Like other federal trust funds, the HTF is a financing mechanism established by law to account for tax receipts that are collected by the federal government and are dedicated or "earmarked" for expenditure on special purposes. Originally, the HTF focused solely on highways, but later Congress determined that a portion of the revenues from highway-user taxes dedicated to the HTF should be used to fund transit needs, resulting in a 5 cent increase in the gas tax (to 9 cents), of which 1 cent would go towards transit, to help fund the new account.

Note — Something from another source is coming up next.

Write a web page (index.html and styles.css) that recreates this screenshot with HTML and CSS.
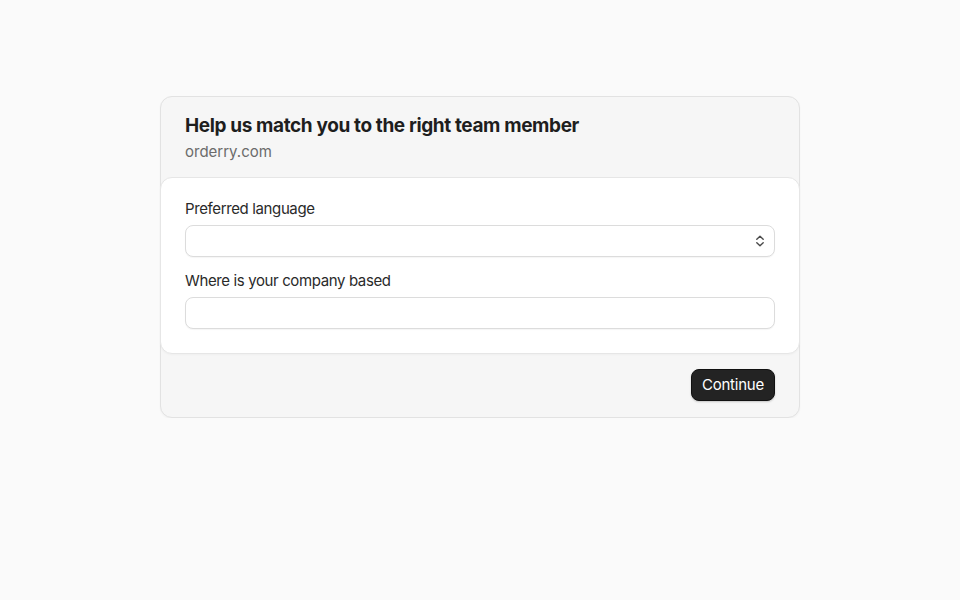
FILE: index.html
```html
<!DOCTYPE html>
<html lang="en">
<head>
<meta charset="utf-8">
<title>Help us match you</title>
<link rel="stylesheet" href="styles.css">
</head>
<body>
<main class="page">
  <form class="card">
    <header class="card-head">
      <h1 class="title">Help us match you to the right team member</h1>
      <p class="subtitle">orderry.com</p>
    </header>
    <section class="panel">
      <div class="field">
        <label class="label" for="lang">Preferred language</label>
        <div class="select-wrap">
          <select id="lang" class="control select"><option></option></select>
          <svg class="chev" width="10" height="14" viewBox="0 0 10 14" aria-hidden="true">
            <path d="M1.8 5.3 L5 2.2 L8.2 5.3 M1.8 8.7 L5 11.8 L8.2 8.7" fill="none" stroke="#4a4a4a" stroke-width="1.4" stroke-linecap="round" stroke-linejoin="round"/>
          </svg>
        </div>
      </div>
      <div class="field">
        <label class="label" for="loc">Where is your company based</label>
        <input id="loc" class="control" type="text">
      </div>
    </section>
    <footer class="card-foot">
      <button type="button" class="btn">Continue</button>
    </footer>
  </form>
</main>
</body>
</html>
```
FILE: styles.css
```css
* { box-sizing: border-box; }
html, body { margin: 0; padding: 0; }
body {
  background: #fafafa;
  font-family: Inter, "Noto Sans", sans-serif;
  color: #1f1f1f;
}
.page {
  display: flex;
  justify-content: center;
  padding-top: 96px;
}
.card {
  width: 640px;
  background: #f6f6f6;
  border: 1px solid #e2e2e2;
  border-radius: 12px;
  box-shadow: 0 1px 2px rgba(0,0,0,0.04);
  margin: 0;
}
.card-head {
  padding: 17px 24px 15px;
}
.title {
  margin: 0;
  font-size: 19px;
  line-height: 24px;
  font-weight: 700;
  letter-spacing: -0.02em;
  color: #1e1e1e;
}
.subtitle {
  margin: 4px 0 0;
  font-size: 15px;
  line-height: 20px;
  color: #6b6b6b;
}
.panel {
  background: #fff;
  border: 1px solid #e6e6e6;
  border-radius: 12px;
  margin: 0 -1px;
  padding: 20px 24px 24px;
  display: flex;
  flex-direction: column;
  gap: 13px;
  box-shadow: 0 1px 2px rgba(0,0,0,0.03);
}
.field {
  display: flex;
  flex-direction: column;
  gap: 6px;
}
.label {
  font-size: 15px;
  line-height: 21px;
  color: #2a2a2a;
  letter-spacing: -0.025em;
}
.control {
  width: 100%;
  height: 32px;
  border: 1px solid #dcdcdc;
  border-radius: 8px;
  background: #fff;
  font: inherit;
  font-size: 15px;
  padding: 0 12px;
  box-shadow: 0 1px 1px rgba(0,0,0,0.04);
  outline: none;
}
.select-wrap { position: relative; }
.select {
  appearance: none;
  -webkit-appearance: none;
  display: block;
}
.chev {
  position: absolute;
  right: 10px;
  top: 9px;
  pointer-events: none;
}
.card-foot {
  display: flex;
  justify-content: flex-end;
  padding: 15px 24px 16px;
}
.btn {
  height: 32px;
  padding: 0 10px 1px;
  border: 1px solid #111;
  border-radius: 8px;
  background: #232323;
  color: #fff;
  font: inherit;
  font-size: 15px;
  letter-spacing: -0.015em;
  box-shadow: 0 1px 2px rgba(0,0,0,0.2);
}
```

As a result, the Mass Transit Account was created within the HTF effective April 1, 1983. Although never formally described and named, the portion of the Highway Trust Fund outside the Mass Transit Account has come to be called the Highway Account and receives all HTF receipts not specifically designated for the Mass Transit Account.
How is the HTF funded?
Tax revenues directed to the HTF are derived from excise taxes on highway motor fuel and truck-related taxes on truck tires, sales of trucks and trailers, and heavy vehicle use. The Mass Transit Account receives a portion of the motor fuel taxes, usually 2.86 cents per gallon, as does the Leaking Underground Storage Tank Trust Fund, usually 0.1 cent per gallon. The General Fund receives 2.5 cents per gallon of the tax on gasohol and some other alcohol fuels plus an additional 0.6 cent per gallon for fuels that are at least 10 percent ethanol. The Highway Account receives the remaining portion of the fuel tax proceeds.
http://www.nemw.org/HWtrustfund.htm
I'd say that counts as a trite reply: it's a verbatim repitition of post #21, and shows no evidence of actual thought. (Unless cut-n-paste of text requires mental effort on the part of Mr. Southack.)
I agree. Nowhere in the "piece" does it say how the trust funds are held. I know, but Mr. Southack seems not to.
Maybe he will believe a DemocRAT:
WASHINGTON--Rep. Ellen Tauscher (D-CA) recently signed on as an original cosponsor of H.R. 4, The Truth in Budgeting Act, which is designed to remove all Federal transportation trust funds from the Federal budget process. As the only member of the Bay Area delegation sitting on the Transportation and Infrastructure Committee, Rep. Tauscher will be an influential Freshman member of the U.S. House of Representatives in the decision-making process for the Bay Areas overall transportation needs.
That's from:
http://www.house.gov/tauscher/press/1-16-97.htm
Then there is this:
The Highway Trust Fund is just another trust fund whose cubbard is bare. The revenues generated by the gas tax are deposited in the Highway Trust Fund. In 1969 President Johnson and Congress changed the trust fund from "off budget" to "on budget." This allowed the government to place the excess gas tax money (not used for highways) into the general fund in an effort to hide the true cost of the Vietnam War. Today, this excess money helps hide the budget deficit. In place of this excess money, the government put in Treasury Bills or bonds, which are merely IOUs, payable by future tax revenues. If the government ever really spent this surplus, it would appear on paper as an increase in the size of the budget deficit.
That's from:
http://www.character-education.us/trustfnd.htm
Perhaps Southack should learn to Google before exposing his ignorance.
Which is to say, all non-excess money used for highways does NOT help hide the budget deficit.